The fares became required, after 14 years of free rides, because grant revenues for transportation were reduced.

Sandy’s transportation system operates on an annual budget of about $1.15 million, but that doesn’t consider capital expenses such as new buses. Local revenue from business taxes has been about $400,000-$450,000 a year.

Since the availability of grant money is changing (reducing at least 10 percent each year), Stephens said the city is “being a little pre-emptive” charging fares now.

Buses to Timberline

Stephens, reporting on other transportation events, said the “really big news” is that Clackamas County placed some old, refurbished buses into service on Oct. 1 between Sandy and Timberline Lodge.

Those buses represent an expansion of the Mountain Express service that has been transporting people between Rhododendron and Sandy for a number of years.

The new express buses will take passengers to Skibowl and Timberline Lodge five times a day, seven days a week.

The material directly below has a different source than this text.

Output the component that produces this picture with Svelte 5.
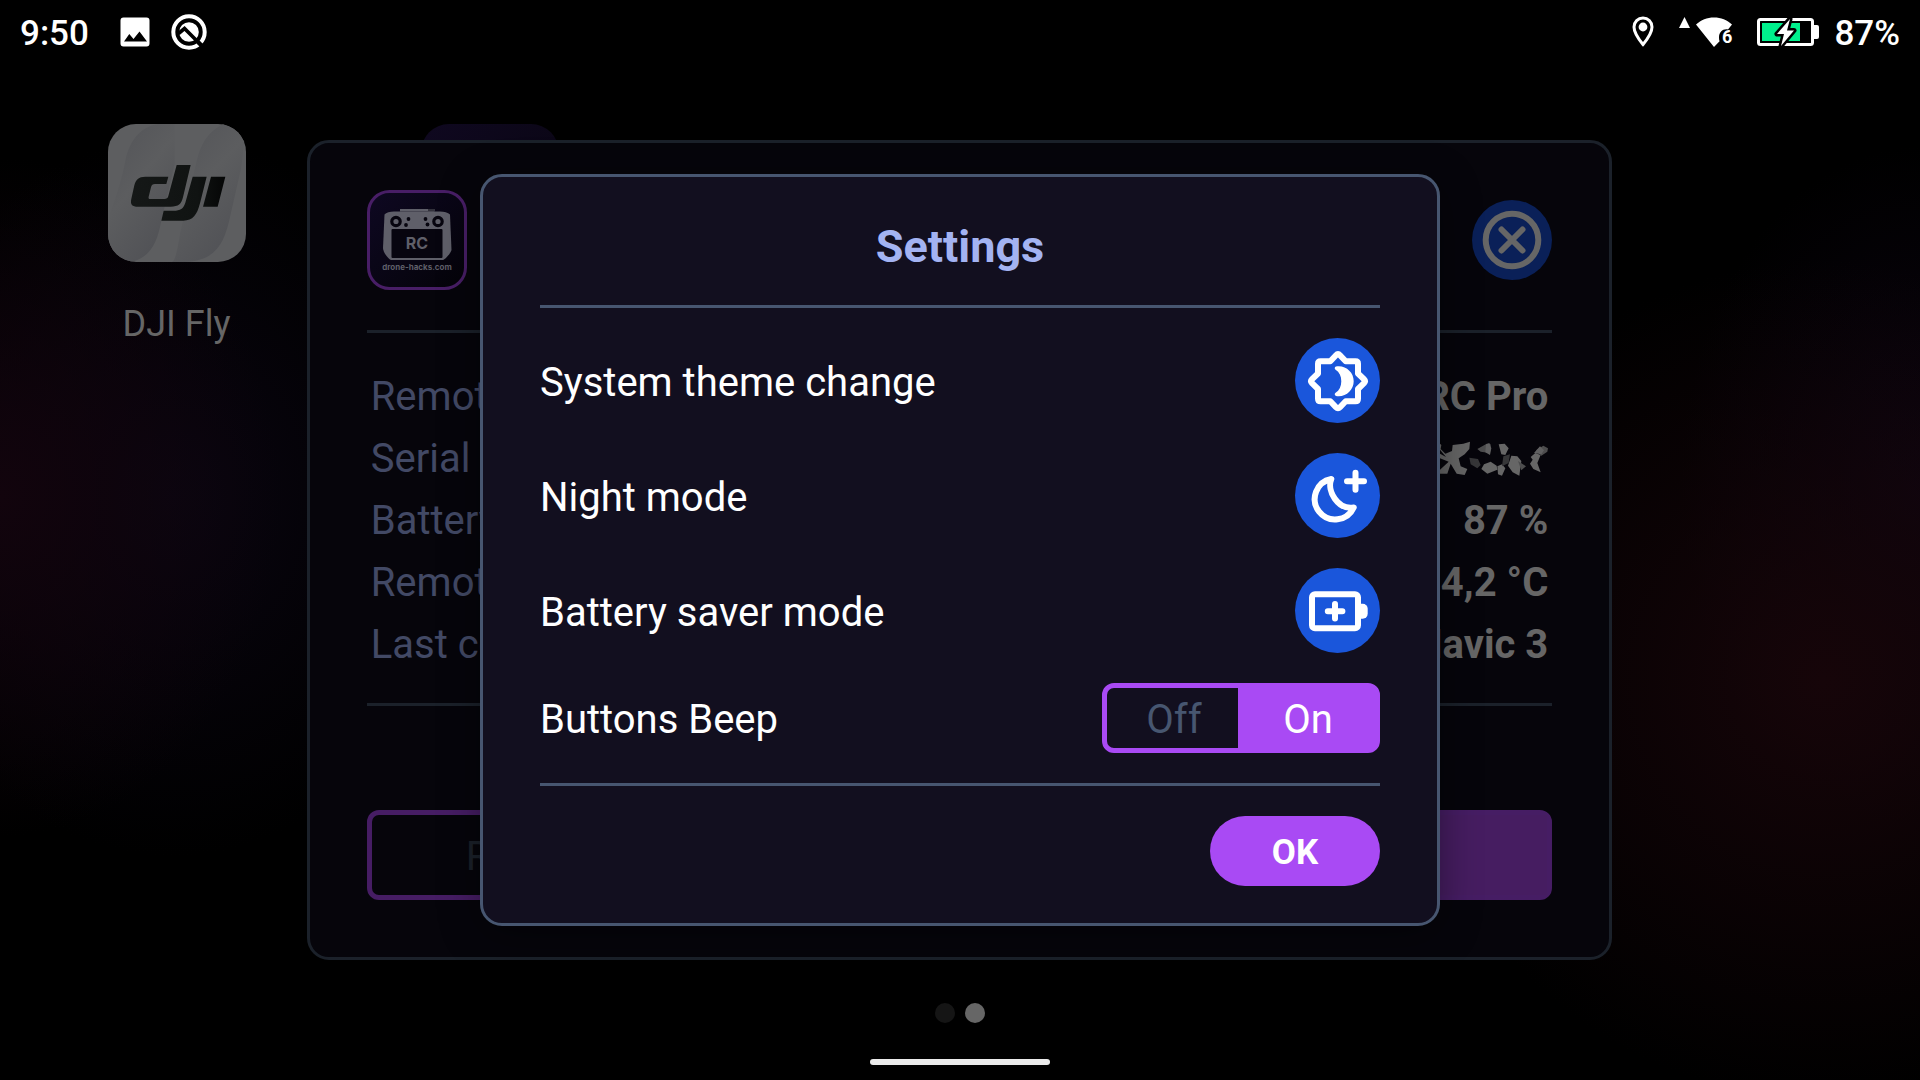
<script>
  let beep = $state('on');

  const details = [
    { label: 'Remote model', value: 'DJI RC Pro' },
    { label: 'Serial number', masked: true },
    { label: 'Battery level', value: '87 %' },
    { label: 'Remote temp', value: '34,2 °C' },
    { label: 'Last connected', value: 'Mavic 3' }
  ];

  const modes = [
    { id: 'theme', label: 'System theme change' },
    { id: 'night', label: 'Night mode' },
    { id: 'battery', label: 'Battery saver mode' }
  ];
</script>

<div class="screen">
  <header class="status">
    <div class="side">
      <time class="clock">9:50</time>
      <svg class="picture" viewBox="0 0 38 38" aria-hidden="true">
        <path fill="#fff" fill-rule="evenodd" d="M7.500 4.500h23a3 3 0 0 1 3 3v23a3 3 0 0 1-3 3h-23a3 3 0 0 1-3-3v-23a3 3 0 0 1 3-3zM8 28.500h23l-7.500-10-6 7.600-4.200-5z" />
      </svg>
      <svg class="ring" viewBox="0 0 36 36" aria-hidden="true">
        <circle cx="18" cy="18" r="15.700" fill="none" stroke="#fff" stroke-width="4" />
        <circle cx="18" cy="18" r="9.800" fill="#fff" />
        <path d="M7.500 19.500l6-5L29 30" fill="none" stroke="#000" stroke-width="3.600" />
        <path d="M25.500 29.500l3-3 5 5-3 3z" fill="#000" />
      </svg>
    </div>
    <div class="side">
      <svg class="pin" viewBox="0 0 22 32" aria-hidden="true">
        <path d="M11 2C6 2 2 6 2 11c0 6.500 9 17.500 9 17.500S20 17.500 20 11c0-5-4-9-9-9z" fill="none" stroke="#fff" stroke-width="3" />
        <circle cx="11" cy="11" r="4.400" fill="#fff" />
      </svg>
      <svg class="wifi" viewBox="0 0 54 30" aria-hidden="true">
        <path d="M0 11L5.500 0 11 11z" fill="#fff" />
        <path d="M17 7.500C22 3 28 .5 35 .5s13 2.500 18 7L49 12.500c-5-1-9 2.500-9 8 0 1.500.3 3 .6 3.800L35 30z" fill="#fff" />
        <text x="43" y="25.500" class="gen">6</text>
      </svg>
      <svg class="cell" viewBox="0 0 62 30" aria-hidden="true">
        <rect x="1.500" y="2.500" width="54" height="25" rx="2" fill="none" stroke="#fff" stroke-width="3" />
        <path d="M57 8h3a2 2 0 0 1 2 2v10a2 2 0 0 1-2 2h-3z" fill="#fff" />
        <rect x="5" y="6" width="38" height="18" fill="#00f08c" />
        <path d="M33 2L20 17h7l-3 12 13-15.500h-7z" fill="#fff" stroke="#000" stroke-width="5" stroke-linejoin="round" paint-order="stroke" />
      </svg>
      <span class="clock">87%</span>
    </div>
  </header>

  <main class="launcher">
    <a class="app" href="#dji-fly">
      <svg class="tile" viewBox="0 0 414 414" aria-hidden="true">
        <defs>
          <linearGradient id="leaf" x1="0" y1="0" x2="0.6" y2="1">
            <stop offset="0" stop-color="#525357" />
            <stop offset="0.5" stop-color="#5c5d5f" />
            <stop offset="1" stop-color="#515256" />
          </linearGradient>
          <linearGradient id="ink" x1="0" y1="0" x2="1" y2="0">
            <stop offset="0" stop-color="#151817" />
            <stop offset="0.7" stop-color="#101312" />
            <stop offset="1" stop-color="#050606" />
          </linearGradient>
          <clipPath id="tileClip"><rect width="414" height="414" rx="84" /></clipPath>
        </defs>
        <g clip-path="url(#tileClip)">
          <rect width="414" height="414" fill="#5d5e60" />
          <path d="M150 0C90 10 62 60 52 110C44 160 20 230 0 290V414H70C130 400 148 350 158 300L200 120V0z" fill="url(#leaf)" />
          <path d="M414 0H345C290 30 276 70 264 120L216 330C206 390 200 414 190 414H230C330 410 350 350 366 280L400 130z" fill="url(#leaf)" />
        </g>
        <path fill="url(#ink)" d="M181 158H112C92 158 83 167 79 184L70 224C66 241 72 248 90 248H188C212 248 220 240 225 220L248 123H206L181 216C179 223 176 225 169 225H127C122 225 121 222 122 218L129 190C131 183 134 180 141 180H175zM254 158H296L276 238C267 273 255 290 226 290H160L167 260H196C218 260 226 254 232 236zM309 158H352L329 248H285z" />
      </svg>
      <span>DJI Fly</span>
    </a>
    <a class="app" href="#hacks" aria-label="Drone Hacks"><span class="tile violet"></span></a>
  </main>

  <footer class="nav">
    <div class="dots"><i></i><i class="current"></i></div>
    <div class="pill"></div>
  </footer>

  <div class="layer">
    <section class="card">
      <div class="head">
        <svg class="logo" viewBox="0 0 100 100" role="img" aria-label="Drone Hacks">
          <defs>
            <linearGradient id="deep" x1="0" y1="0" x2="1" y2="1">
              <stop offset="0" stop-color="#0e0822" />
              <stop offset="1" stop-color="#040308" />
            </linearGradient>
          </defs>
          <rect x="1.500" y="1.500" width="97" height="97" rx="21" fill="url(#deep)" stroke="#481e66" stroke-width="3" />
          <path d="M33 19h34.500v2.500H33z" fill="#5f5f69" />
          <path d="M61 20h6" stroke="#07050f" stroke-width="1" />
          <path d="M17.500 24.500C19 22.500 23 21.500 27 21.500H73C77 21.500 81 22.500 83 24.500L84.500 60C84 63 78 69.500 76 70H24C21 69 16 62 16 58z" fill="#5f5f69" />
          <rect x="24.500" y="39" width="51" height="29" rx="1" fill="#07050f" />
          <circle cx="29" cy="31.500" r="4.200" fill="#5f5f69" stroke="#07050f" stroke-width="3.200" />
          <circle cx="71" cy="31.500" r="4.200" fill="#5f5f69" stroke="#07050f" stroke-width="3.200" />
          <g fill="#07050f">
            <circle cx="41.500" cy="29" r="1.900" /><circle cx="39" cy="35" r="1.900" />
            <circle cx="58.500" cy="29" r="1.900" /><circle cx="60.500" cy="34.500" r="1.900" />
          </g>
          <text x="50" y="58.500" class="rc">RC</text>
          <text x="50" y="79.500" class="site">drone-hacks.com</text>
        </svg>
        <button class="close" type="button" aria-label="Close">
          <svg viewBox="0 0 80 80" aria-hidden="true">
            <circle cx="40" cy="40" r="26.300" />
            <path d="M29.500 29.500l21 21M50.500 29.500l-21 21" />
          </svg>
        </button>
      </div>
      <dl class="details">
        {#each details as row}
          <div>
            <dt>{row.label}</dt>
            <dd>
              {#if row.masked}
                <svg class="mask" viewBox="0 0 324 108" role="img" aria-label="Hidden">
                  <g fill="#666">
                    <path d="M0 8L4 12 2 24 16 38 36 30 38 12 70 8 90 2 88 24 74 40 56 52 62 76 82 84 74 102 50 98 32 68 22 98 0 98V86L26 62 0 52V38L18 48 0 26z" />
                    <path d="M132 70L152 62 170 74 172 86 142 98 124 84zM176 10L194 8 206 22 196 42 184 40zM172 76L186 70 196 82 186 104 174 100zM214 44L232 46 244 60 238 104 218 94 204 74zM286 36L302 42 292 66 302 94 280 84 270 68 278 56 272 48z" />
                  </g>
                  <path d="M112 24L140 8 152 10 150 36 122 32zM234 60L258 76 244 88zM288 28L310 14 324 22 322 32 304 44z" fill="#4d4d4e" />
                  <path d="M138 10L148 6 154 22 150 42 136 34zM282 36L300 16 312 28 304 40z" fill="#606061" />
                  <path d="M88 50L114 54 122 72 112 82 92 70zM190 46L210 40 206 66 186 76z" fill="#363638" />
                </svg>
              {:else}{row.value}{/if}
            </dd>
          </div>
        {/each}
      </dl>
      <div class="choices">
        <button type="button">Remote control</button>
        <button type="button" class="chosen" aria-label="Aircraft"></button>
      </div>
    </section>
  </div>

  <div class="layer">
    <div class="modal" role="dialog" aria-modal="true" aria-labelledby="title">
      <h1 id="title">Settings</h1>
      <div class="rows">
        {#each modes as mode}
          <div class="row">
            <span class="name" id={mode.id}>{mode.label}</span>
            <button class="round" type="button" aria-labelledby={mode.id}>
              <svg viewBox="0 0 85 85" aria-hidden="true">
                {#if mode.id === 'theme'}
                  <path d="M41 17.200Q43 15 45 17.200L50.700 23.200H60.500Q63 23.200 63 25.700V35.500L69 41.200Q71.200 43.200 69 45.200L63 51V60.700Q63 63.200 60.500 63.200H50.700L45 69.200Q43 71.400 41 69.200L35.300 63.200H25.500Q23 63.200 23 60.700V51L17 45.200Q14.800 43.200 17 41.200L23 35.500V25.700Q23 23.200 25.500 23.200H35.300z" />
                  <path class="solid" d="M43.700 28.300C52 28.300 58.700 35 58.700 43.200S52 58.200 43.700 58.200C42.800 58.200 41.800 58.100 41 57.900C39.500 57.400 39.300 55.600 40.600 54.800C44.400 52.400 46.300 48.200 46.300 43.200S44.400 34.200 40.600 31.800C39.300 31 39.500 29 41 28.600C41.800 28.400 42.800 28.300 43.700 28.300z" />
                {:else if mode.id === 'night'}
                  <path d="M36.300 26A20.400 20.400 0 1 0 58.700 54.500C43 57 31.500 38 36.300 26z" />
                  <path d="M60.500 19.800v17M52 28.300h17" />
                {:else}
                  <rect x="17" y="26.300" width="46" height="34" rx="3" />
                  <path class="solid" d="M65 35.700h2.700a5 5 0 0 1 5 5v5a5 5 0 0 1-5 5H65z" />
                  <path d="M40 36v14.600M32.800 43.300h14.600" />
                {/if}
              </svg>
            </button>
          </div>
        {/each}
        <div class="row">
          <span class="name" id="beep">Buttons Beep</span>
          <div class="toggle" role="radiogroup" aria-labelledby="beep">
            <label><input type="radio" name="beep" value="off" bind:group={beep} /><span>Off</span></label>
            <label><input type="radio" name="beep" value="on" bind:group={beep} /><span>On</span></label>
          </div>
        </div>
      </div>
      <button class="ok" type="button">OK</button>
    </div>
  </div>
</div>

<style>
  :global(body) {
    margin: 0;
    background: #000;
  }

  .screen,
  .screen * {
    box-sizing: border-box;
  }

  .screen {
    position: relative;
    display: flex;
    flex-direction: column;
    min-height: 100vh;
    overflow: hidden;
    font-family: Roboto, 'Liberation Sans', sans-serif;
    font-size: 40px;
    line-height: 62px;
    background:
      radial-gradient(ellipse 280px 340px at 0 46%, #12040d, transparent),
      radial-gradient(ellipse 300px 360px at 9% 46%, #090510, transparent),
      radial-gradient(ellipse 420px 420px at 95% 63%, #160509, transparent),
      radial-gradient(ellipse 240px 340px at 100% 45%, #0b0410, transparent),
      #000;
  }

  button {
    margin: 0;
    padding: 0;
    border: 0;
    font: inherit;
    cursor: pointer;
  }

  svg {
    display: block;
  }

  .status {
    display: flex;
    justify-content: space-between;
    height: 63px;
    padding: 0 20px;
    color: #fff;
  }

  .side {
    display: flex;
    align-items: center;
  }

  .clock {
    font-size: 35px;
    font-weight: 500;
    line-height: 40px;
    padding-top: 4px;
  }

  .picture {
    width: 38px;
    height: 38px;
    margin: 0 17px 0 27px;
  }

  .ring {
    width: 36px;
    height: 36px;
  }

  .pin {
    width: 22px;
    height: 32px;
  }

  .wifi {
    width: 54px;
    height: 30px;
    margin: 0 24px 0 25px;
  }

  .gen {
    font-size: 18px;
    font-weight: 700;
    fill: #fff;
  }

  .cell {
    width: 62px;
    height: 30px;
    margin-right: 15px;
  }

  .launcher {
    flex: 1;
    display: grid;
    grid-template-columns: repeat(6, 1fr);
    align-content: start;
    padding: 61px 22px 0 20px;
  }

  .app {
    display: flex;
    flex-direction: column;
    align-items: center;
    gap: 31px;
    color: #666;
    font-size: 36px;
    text-decoration: none;
  }

  .tile {
    width: 138px;
    height: 138px;
  }

  .violet {
    border-radius: 28px;
    background: linear-gradient(135deg, #0f0820, #08050f);
  }

  .nav {
    display: flex;
    flex-direction: column;
    align-items: center;
    gap: 36px;
    padding-bottom: 15px;
  }

  .dots {
    display: flex;
    gap: 10px;
  }

  .dots i {
    width: 20px;
    height: 20px;
    border-radius: 50%;
    background: #151515;
  }

  .dots .current {
    background: #666;
  }

  .pill {
    width: 180px;
    height: 6px;
    border-radius: 3px;
    background: #ebebeb;
  }

  .layer {
    position: absolute;
    inset: 63px 0 43px;
    display: flex;
    align-items: center;
    justify-content: center;
  }

  .card {
    width: 68%;
    margin-right: 1px;
    padding: 47px 57px 57px;
    border: 3px solid #1b212a;
    border-radius: 22px;
    background: #06050b;
  }

  .head {
    display: flex;
    align-items: center;
    justify-content: space-between;
    padding-bottom: 40px;
    border-bottom: 3px solid #1b212a;
  }

  .logo {
    width: 100px;
    height: 100px;
  }

  .rc,
  .site {
    font-family: Inter, sans-serif;
    font-weight: 700;
    text-anchor: middle;
    fill: #5f5f69;
  }

  .rc {
    font-size: 16px;
  }

  .site {
    font-size: 8px;
  }

  .close {
    width: 80px;
    height: 80px;
    border-radius: 50%;
    background: #0a2058;
  }

  .close svg {
    fill: none;
    stroke: #666;
    stroke-width: 6;
    stroke-linecap: round;
  }

  .details {
    margin: 0;
    padding: 33px 4px 27px;
    border-bottom: 3px solid #1b212a;
  }

  .details div {
    display: flex;
    align-items: center;
    justify-content: space-between;
    height: 62px;
  }

  dt {
    color: #424965;
  }

  dd {
    margin: 0;
    color: #666;
    font-weight: 700;
  }

  .mask {
    width: 108px;
    height: 36px;
  }

  .choices {
    display: grid;
    grid-template-columns: 1fr 1fr;
    height: 90px;
    margin-top: 104px;
    border: 5px solid #461d64;
    border-radius: 12px;
  }

  .choices button {
    padding: 4px 94px 0;
    color: #1b212a;
    background: none;
    text-align: left;
  }

  .choices .chosen {
    background: #461d61;
  }

  .modal {
    display: flex;
    flex-direction: column;
    width: 50%;
    padding: 39px 57px 37px;
    border: 3px solid #475670;
    border-radius: 22px;
    background: #120f1f;
    box-shadow: 0 8px 40px #00000066;
    color: #fff;
  }

  h1 {
    margin: 0 0 27px;
    color: #a3b3f2;
    font-size: 45px;
    font-weight: 700;
    line-height: 62px;
    text-align: center;
  }

  .rows {
    display: flex;
    flex-direction: column;
    gap: 30px;
    padding: 30px 0;
    border: solid #475670;
    border-width: 3px 0;
  }

  .row {
    display: flex;
    align-items: center;
    justify-content: space-between;
  }

  .name {
    padding-top: 4px;
  }

  .round {
    width: 85px;
    height: 85px;
    border-radius: 50%;
    background: #1a56db;
  }

  .round svg {
    fill: none;
    stroke: #fff;
    stroke-width: 6;
    stroke-linecap: round;
    stroke-linejoin: round;
  }

  .round .solid {
    fill: #fff;
    stroke: none;
  }

  .toggle {
    display: grid;
    grid-template-columns: 131px 137px;
    height: 70px;
    border: 5px solid #a94af4;
    border-radius: 12px;
  }

  .toggle label {
    display: grid;
    cursor: pointer;
  }

  .toggle input {
    appearance: none;
    grid-area: 1 / 1;
    margin: 0;
    border-radius: 6px 0 0 6px;
  }

  .toggle input:checked {
    border-radius: 0;
    background: #a94af4;
  }

  .toggle span {
    grid-area: 1 / 1;
    padding: 3px 0 0 3px;
    line-height: 57px;
    text-align: center;
    color: #475670;
  }

  .toggle input:checked + span {
    color: #fff;
  }

  .ok {
    align-self: flex-end;
    width: 170px;
    height: 70px;
    margin-top: 30px;
    padding-top: 3px;
    border-radius: 35px;
    background: #a94af4;
    color: #fff;
    font-size: 35px;
    font-weight: 700;
    line-height: 67px;
  }
</style>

By December, there will be seven round trips daily to the lodge. The only exceptions are Christmas Day and Thanksgiving Day.

The new county-operated bus service to the lodge is funded with a grant of federal lands access money, which was secured through efforts of the U.S. Forest Service office in Sandy, the county and the city of Sandy. The ski resorts provided some private money to match the grants. These grants are designed to improve transportation to federal recreational areas.

As a result of the county’s buses and additional SAM bus routes on weekends, people all over northwestern Oregon have access to a year-round recreational playground.

“(SAM) is adding weekend runs to Gresham to fill in,” Stephens said, “so there will be seven-day-a-week service between the Portland metro area, the airport and Timberline Lodge.

“Somebody can get on the bus in Tillamook and ride to Timberline Lodge by transit seven days a week. A daily bus goes from Tillamook to Portland; then MAX goes to Gresham; then SAM takes riders to Sandy; and then the county bus goes to the lodge.”

People from out of state or another country also can access Mount Hood from Portland International Airport by using the MAX Red Line to Gateway and then the Blue Line to Gresham.

More buses for SAM

The SAM routes to Gresham, which connect Sandy residents with metro public transportation, also increased this week.

Five times a day — on Saturday and Sunday — SAM will travel between Gresham and Sandy. That should make a continuous route from the mountain to points west.

“We’re adding those weekend runs to fill that transit gap that would have happened if we didn’t operate during the weekends,” Stephens said.

Funding for the weekend buses between Gresham and Sandy also is part of the grant funds that puts county buses on the road from Sandy to the lodge.